Slaves Could Be Working In Your Nail Bar Or Local Building Site, Theresa May Warns

Slaves Could Be Working In Your Nail Bar, Theresa May Warns

Tackling modern slavery in Britain is a "personal priority", the Home Secretary has said following the discovery of three women allegedly held as slaves for at least 30 years.

Theresa May said details were still emerging in the case in Lambeth, south London, but it was clear that many other victims were "hidden in plain sight" across the country.

Scotland Yard revealed yesterday that two of the three women rescued had lived in a "collective" with the man arrested after meeting through a "shared political ideology".

Theresa May said that she would making ending modern slavery her personal priority

A man and women, both 67, have been released on bail after being arrested on Thursday morning in connection with the investigation into slavery and domestic servitude.

Writing in the Sunday Telegraph, May said the "one positive" of the case was that more people were aware of the issue of slavery which still has "shocking presence in modern Britain".
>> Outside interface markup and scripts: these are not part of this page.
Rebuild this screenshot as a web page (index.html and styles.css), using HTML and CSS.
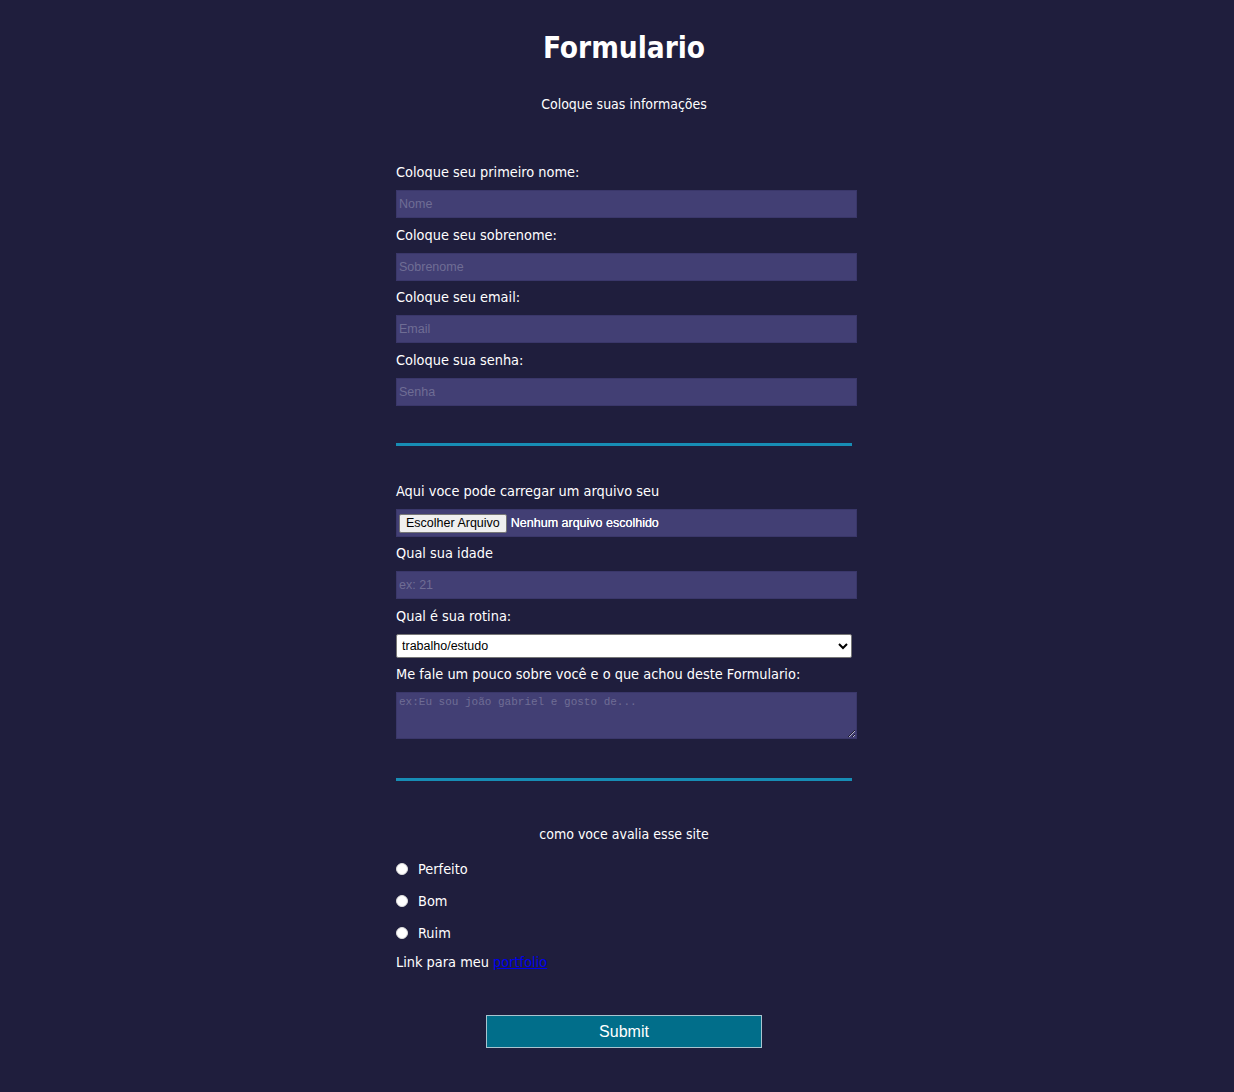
FILE: index.html
```html
<!DOCTYPE html>
<html lang="pt-BR">
<head>
<meta charset="utf-8">
<title>Formulario</title>
<link rel="stylesheet" href="styles.css">
</head>
<body>
<main class="container">
  <h1 class="title">Formulario</h1>
  <p class="subtitle">Coloque suas informações</p>
  <form class="form">
    <label class="label" for="nome">Coloque seu primeiro nome:</label>
    <input class="field" id="nome" type="text" placeholder="Nome">
    <label class="label" for="sobrenome">Coloque seu sobrenome:</label>
    <input class="field" id="sobrenome" type="text" placeholder="Sobrenome">
    <label class="label" for="email">Coloque seu email:</label>
    <input class="field" id="email" type="text" placeholder="Email">
    <label class="label" for="senha">Coloque sua senha:</label>
    <input class="field" id="senha" type="text" placeholder="Senha">

    <hr class="divider divider-first">

    <span class="label">Aqui voce pode carregar um arquivo seu</span>
    <div class="file-field">
      <span class="file-btn">Escolher Arquivo</span>
      <span class="file-name">Nenhum arquivo escolhido</span>
    </div>
    <label class="label" for="idade">Qual sua idade</label>
    <input class="field" id="idade" type="text" placeholder="ex: 21">
    <label class="label" for="rotina">Qual é sua rotina:</label>
    <select class="select" id="rotina">
      <option>trabalho/estudo</option>
    </select>
    <label class="label" for="sobre">Me fale um pouco sobre você e o que achou deste Formulario:</label>
    <textarea class="textarea" id="sobre" placeholder="ex:Eu sou joão gabriel e gosto de..."></textarea>

    <hr class="divider divider-second">

    <p class="rate-title">como voce avalia esse site</p>
    <div class="radio-row"><span class="radio"></span><span class="radio-label">Perfeito</span></div>
    <div class="radio-row"><span class="radio"></span><span class="radio-label">Bom</span></div>
    <div class="radio-row"><span class="radio"></span><span class="radio-label">Ruim</span></div>
    <p class="link-line">Link para meu <a class="link" href="#">portfolio</a></p>

    <div class="submit-wrap">
      <button class="submit" type="button">Submit</button>
    </div>
  </form>
</main>
</body>
</html>
```
FILE: styles.css
```css
html, body {
  margin: 0;
  background: #1f1e3d;
}
body {
  padding: 0 0 0 14px;
  color: #ffffff;
  font-family: "DejaVu Sans Condensed", "DejaVu Sans", sans-serif;
  font-size: 14.4px;
  min-height: 1092px;
}
.container {
  width: 456px;
  margin: 0 auto;
  padding-top: 28px;
}
.title {
  margin: 0;
  text-align: center;
  font-size: 29.5px;
  line-height: 40px;
  font-weight: bold;
}
.subtitle {
  margin: 26px 0 0;
  text-align: center;
  line-height: 20px;
  font-size: 14px;
}
.form {
  display: flex;
  flex-direction: column;
  margin-top: 49px;
}
.label {
  display: block;
  line-height: 19px;
  margin-bottom: 8px;
}
.field {
  box-sizing: border-box;
  width: 461px;
  height: 28px;
  margin: 0 0 7.5px;
  padding: 1px 2px;
  border: 1px solid #3a376a;
  background: #423f74;
  color: #fff;
  font-family: "Liberation Sans", Arial, sans-serif;
  font-size: 12.5px;
  outline: none;
}
.field::placeholder {
  color: #6f6d94;
}
.divider {
  width: 456px;
  height: 3px;
  margin: 0;
  border: 0;
  background: #178db5;
}
.divider-first { margin-top: 29.5px; margin-bottom: 36.5px; }
.divider-second { margin-top: 39px; margin-bottom: 43.5px; }
.file-field {
  box-sizing: border-box;
  width: 461px;
  height: 28px;
  margin-bottom: 7px;
  padding: 0 2px;
  display: flex;
  align-items: center;
  gap: 4px;
  background: #423f74;
  border: 1px solid #3a376a;
  font-family: "Liberation Sans", Arial, sans-serif;
  font-size: 12.5px;
}
.file-btn {
  box-sizing: border-box;
  height: 19px;
  line-height: 17px;
  padding: 0 6px;
  background: #efefef;
  color: #000;
  border: 1px solid #767676;
  border-radius: 2px;
}
.file-name {
  color: #fff;
  font-size: 12.5px;
  text-shadow: 0 0 0.6px #fff;
}
.select {
  box-sizing: border-box;
  width: 456px;
  height: 24px;
  margin: 0 0 7px;
  padding: 0 1px;
  background: #fff;
  color: #000;
  border: 1px solid #767676;
  border-radius: 2px;
  font-family: "Liberation Sans", Arial, sans-serif;
  font-size: 12.5px;
}
.textarea {
  box-sizing: border-box;
  width: 461px;
  height: 47px;
  margin: 0;
  padding: 3px 2px;
  background: #423f74;
  border: 1px solid #3a376a;
  color: #fff;
  font-family: "Liberation Mono", monospace;
  font-size: 11px;
  resize: vertical;
  outline: none;
}
.textarea::placeholder {
  color: #6f6d94;
}
.rate-title {
  margin: 0 0 9px;
  text-align: center;
  line-height: 20px;
  font-size: 14px;
}
.radio-row {
  display: flex;
  align-items: center;
  height: 32px;
  gap: 10px;
}
.radio {
  box-sizing: border-box;
  width: 12px;
  height: 12px;
  border-radius: 50%;
  background: #fff;
  border: 1px solid #dcdcdc;
}
.link-line {
  margin: 3px 0 0;
  line-height: 20px;
}
.link {
  color: #0000ee;
  text-decoration: underline;
}
.submit-wrap {
  display: flex;
  justify-content: center;
  margin-top: 43px;
}
.submit {
  width: 276px;
  height: 33px;
  background: #016e8a;
  border: 1px solid #a9c4cf;
  color: #fff;
  font-family: "Liberation Sans", Arial, sans-serif;
  font-size: 16px;
  padding: 0;
}
```
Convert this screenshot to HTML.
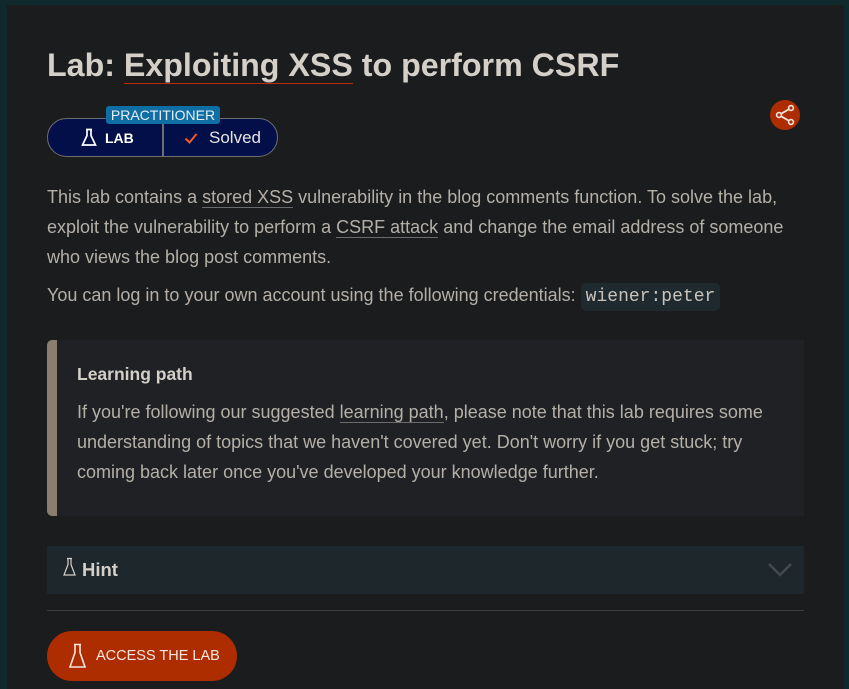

"It is all around us, hidden in plain sight," she said.

"It is walking our streets, supplying shops and supermarkets, working in fields, factories or nail bars, trapped in brothels or cowering behind the curtains in an ordinary street: slavery.

"Something most of us thought consigned to history books, belonging to a different century, is a shameful and shocking presence in modern Britain."

May said the facts behind the Lambeth case were still not known and the investigation "must be allowed to take its course".

"Whatever the outcome, the one positive is that it has raised awareness of the issue of slavery in the public and media mind," she wrote.

May said the new Modern Slavery Bill, which will increase the maximum sentence for trafficking offences to life imprisonment and create the role of Anti-Slavery Commissioner, will be "the first of its kind in Europe".

"Tackling this abhorrent crime is a personal priority for me," she added.

The couple bailed to a date in January are of Indian and Tanzanian origin and came to the UK in the 1960s, police said.

All three alleged victims - a 30-year-old British woman, a 57-year-old Irish woman and a 69-year-old Malaysian woman - were believed to have suffered "emotional and physical abuse", Metropolitan police commander Steve Rodhouse said.

The Met said that part of the agreement on October 25 when the women were removed from the address was that police would not take any action at that stage.

None of the women were reported missing after they were rescued, police said.

Officers have recovered a birth certificate for the 30-year-old woman, who is believed to have lived her entire life in servitude, but no other official documents for her have been found.

The case came to light after the Irish woman rang the Freedom Charity last month to say she had been held against her will.

All three women are now in the care of a specialist non-governmental organisation, police have said.

It emerged on Friday that the couple on bail were previously arrested in the 1970s, although police have not said why they were detained.